J'attend le train pendant 10 minutes, je pense à ce que je ferais une fois chez moi, je cherche des raccourcis pour me mettre au lit le plus vite possible, je cherche ce qui me parait essentiel à faire, ce que je devrais ranger pour ne pas que ma mère grogne en me voyant dormir.

Il est 11h du matin.
Le trajet était interminable et une fois devant ma résidence j'ai du mal à réaliser que je suis enfin chez moi, que je vais dormir, que rien de grave ne m'est arrivé, que je m'en sors indemne. Ma mère dort, la radio s'est enclenchée, elle a dû mettre le réveil. Myriam dort dans le lit d'Emile, ça me laisse la chambre pour moi toute seule, je me déshabille entièrement, enfile un bas de pyjama, un t-shirt et un sweat à capuche. Je me sens en forme pour faire des choses.
Je vais sur internet, mange un velouté Fruix à l'abricot, range mes affaires, me lave le visage et les mains et je ne m'endors pas subitement, je pense à des choses, finit par me mettre sur le ventre pour m'endormir progressivement.

A 18h presque pile je me réveille, il fait nuit et ma mère me crie un peu dessus. Emile et mon père sont revenus du Liban, j'essaye de distinguer leurs voix et puis je me lève. Mon père et sur son ordinateur, il se lève pour me prendre dans ses bras, je reste ferme et droite comme toujours, on parle un peu et j'ai faim. Ma mère n'a toujours pas fait les courses, je suis complètement désespérée. Je mange des biscottes et des trucs sans goût qui ne me font pas plaisir. Je ne crois pas avoir allumé la radio, j'ai plutôt pensé à des trucs, à ma journée d'hier. C'était une journée gigantesque, remplie d'action qui, quand j'y repense, m'otent toute volonté d'écrire tellement il y a de choses à répertorier. Je dois penser à une solution, à une forme libre d'écriture qui me permettrait de m'épancher de façon à ce que cela devienne agréable. je ne dois pas voir ça comme un devoir mais je refuse de ne rien écrire sur cette journée.

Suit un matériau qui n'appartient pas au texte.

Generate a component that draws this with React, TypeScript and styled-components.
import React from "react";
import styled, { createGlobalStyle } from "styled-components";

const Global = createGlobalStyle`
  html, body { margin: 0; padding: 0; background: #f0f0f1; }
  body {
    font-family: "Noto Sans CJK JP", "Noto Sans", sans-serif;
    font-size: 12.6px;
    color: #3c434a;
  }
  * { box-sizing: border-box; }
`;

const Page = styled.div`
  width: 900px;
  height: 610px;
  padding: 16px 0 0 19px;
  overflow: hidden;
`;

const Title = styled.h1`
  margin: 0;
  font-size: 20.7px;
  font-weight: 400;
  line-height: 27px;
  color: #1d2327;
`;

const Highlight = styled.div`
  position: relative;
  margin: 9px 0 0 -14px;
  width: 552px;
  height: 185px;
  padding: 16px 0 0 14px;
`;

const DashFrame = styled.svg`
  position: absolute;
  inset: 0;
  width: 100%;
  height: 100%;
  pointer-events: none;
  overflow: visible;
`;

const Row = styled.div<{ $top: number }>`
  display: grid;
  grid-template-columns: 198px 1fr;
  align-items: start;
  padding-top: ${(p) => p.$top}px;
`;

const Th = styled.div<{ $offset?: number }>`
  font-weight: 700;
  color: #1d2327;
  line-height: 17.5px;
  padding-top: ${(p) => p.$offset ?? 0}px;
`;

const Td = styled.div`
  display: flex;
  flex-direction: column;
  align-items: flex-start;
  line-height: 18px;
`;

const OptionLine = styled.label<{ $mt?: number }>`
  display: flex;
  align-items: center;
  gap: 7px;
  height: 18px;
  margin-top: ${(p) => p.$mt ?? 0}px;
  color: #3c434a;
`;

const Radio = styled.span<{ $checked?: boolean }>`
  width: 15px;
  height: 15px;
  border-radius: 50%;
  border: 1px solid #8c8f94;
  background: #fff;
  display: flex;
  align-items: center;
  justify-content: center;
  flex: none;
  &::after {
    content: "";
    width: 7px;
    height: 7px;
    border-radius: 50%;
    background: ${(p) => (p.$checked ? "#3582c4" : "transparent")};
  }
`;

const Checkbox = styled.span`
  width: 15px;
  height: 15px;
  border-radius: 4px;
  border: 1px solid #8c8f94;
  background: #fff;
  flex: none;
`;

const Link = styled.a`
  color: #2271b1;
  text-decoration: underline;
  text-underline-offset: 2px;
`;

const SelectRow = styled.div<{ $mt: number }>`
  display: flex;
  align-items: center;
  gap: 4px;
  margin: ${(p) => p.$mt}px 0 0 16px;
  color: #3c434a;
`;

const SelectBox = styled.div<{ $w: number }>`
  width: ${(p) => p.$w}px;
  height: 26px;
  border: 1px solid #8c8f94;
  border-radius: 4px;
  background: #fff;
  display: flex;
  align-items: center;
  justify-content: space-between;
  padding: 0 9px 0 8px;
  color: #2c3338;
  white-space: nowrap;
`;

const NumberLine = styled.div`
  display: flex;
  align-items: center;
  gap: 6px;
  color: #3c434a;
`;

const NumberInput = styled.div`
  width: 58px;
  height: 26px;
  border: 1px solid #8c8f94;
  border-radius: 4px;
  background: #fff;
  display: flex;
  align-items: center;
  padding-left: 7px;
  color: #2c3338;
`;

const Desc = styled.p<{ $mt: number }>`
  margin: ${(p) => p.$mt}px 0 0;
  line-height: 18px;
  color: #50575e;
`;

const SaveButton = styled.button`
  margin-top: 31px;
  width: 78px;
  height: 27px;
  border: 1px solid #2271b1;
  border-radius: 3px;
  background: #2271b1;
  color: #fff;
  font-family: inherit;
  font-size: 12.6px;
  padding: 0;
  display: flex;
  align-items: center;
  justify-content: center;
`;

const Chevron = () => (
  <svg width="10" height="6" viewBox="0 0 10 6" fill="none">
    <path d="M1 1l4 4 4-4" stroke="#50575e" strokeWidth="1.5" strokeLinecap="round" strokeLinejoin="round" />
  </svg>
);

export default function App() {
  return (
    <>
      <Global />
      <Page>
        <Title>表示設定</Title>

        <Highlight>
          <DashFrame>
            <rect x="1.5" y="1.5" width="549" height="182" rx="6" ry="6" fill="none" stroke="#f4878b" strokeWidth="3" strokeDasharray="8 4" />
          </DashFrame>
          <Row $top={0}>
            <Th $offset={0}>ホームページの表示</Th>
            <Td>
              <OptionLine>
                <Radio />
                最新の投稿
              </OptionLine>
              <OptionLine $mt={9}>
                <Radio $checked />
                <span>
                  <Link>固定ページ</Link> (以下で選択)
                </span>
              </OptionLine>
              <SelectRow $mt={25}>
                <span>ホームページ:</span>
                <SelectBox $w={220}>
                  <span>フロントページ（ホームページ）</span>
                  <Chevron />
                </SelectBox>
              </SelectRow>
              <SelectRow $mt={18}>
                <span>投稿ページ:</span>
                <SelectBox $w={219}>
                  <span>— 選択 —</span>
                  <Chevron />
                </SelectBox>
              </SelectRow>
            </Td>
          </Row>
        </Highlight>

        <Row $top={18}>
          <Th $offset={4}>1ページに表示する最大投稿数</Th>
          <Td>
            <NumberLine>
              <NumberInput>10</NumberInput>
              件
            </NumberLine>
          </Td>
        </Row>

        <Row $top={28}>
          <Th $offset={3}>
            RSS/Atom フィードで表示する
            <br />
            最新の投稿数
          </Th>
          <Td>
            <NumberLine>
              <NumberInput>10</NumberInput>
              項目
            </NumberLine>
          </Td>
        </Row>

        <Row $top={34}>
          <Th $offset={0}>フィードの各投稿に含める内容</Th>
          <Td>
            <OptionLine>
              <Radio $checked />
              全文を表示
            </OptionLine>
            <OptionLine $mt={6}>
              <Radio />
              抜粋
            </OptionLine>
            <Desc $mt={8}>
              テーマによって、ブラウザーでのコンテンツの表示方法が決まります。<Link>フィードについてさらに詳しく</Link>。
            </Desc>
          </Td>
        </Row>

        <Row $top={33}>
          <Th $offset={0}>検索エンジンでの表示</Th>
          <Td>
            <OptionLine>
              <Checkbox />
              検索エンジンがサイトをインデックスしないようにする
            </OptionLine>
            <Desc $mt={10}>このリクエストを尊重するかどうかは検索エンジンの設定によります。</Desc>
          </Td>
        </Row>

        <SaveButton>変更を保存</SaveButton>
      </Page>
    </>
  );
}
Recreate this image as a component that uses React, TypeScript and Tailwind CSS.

Nous sommes le 2 janvier, à présent je remarque que le 31 se fond dans le 1er janvier qui se fond lui-même dans le 2 janvier. Ces 3 journées ne forment qu'un même bloc, envelopper dans cette même ambiance bizarre, à cheval entre deux mondes aux frontières ténues. Je dois digérer ce flot de vie, cette fête, ces rencontres, faire le point sur mon comportement avec les autres, voir ce qui n'allait pas, j'en ai pour un paquet de temps et je ne peux vraiment pas me résoudre à contourner cette étape. Personne n'en a envie mais une fois de plus nous acceptons la cadence du temps. personnellement je m'habituerai à écrire 2008 sur les copies doubles des contrôle avec quelques difficultés au départ. je met toute ma bonne volonté à essayer de faire une place à 2008, comme à un voisin de chambre un peu trop encombrant. je tente aussi de réduire l'importance et la signification de ce passage à une nouvelle année car désormais, je peux le dire, j'ai décidé que la nostalgie me fatiguait.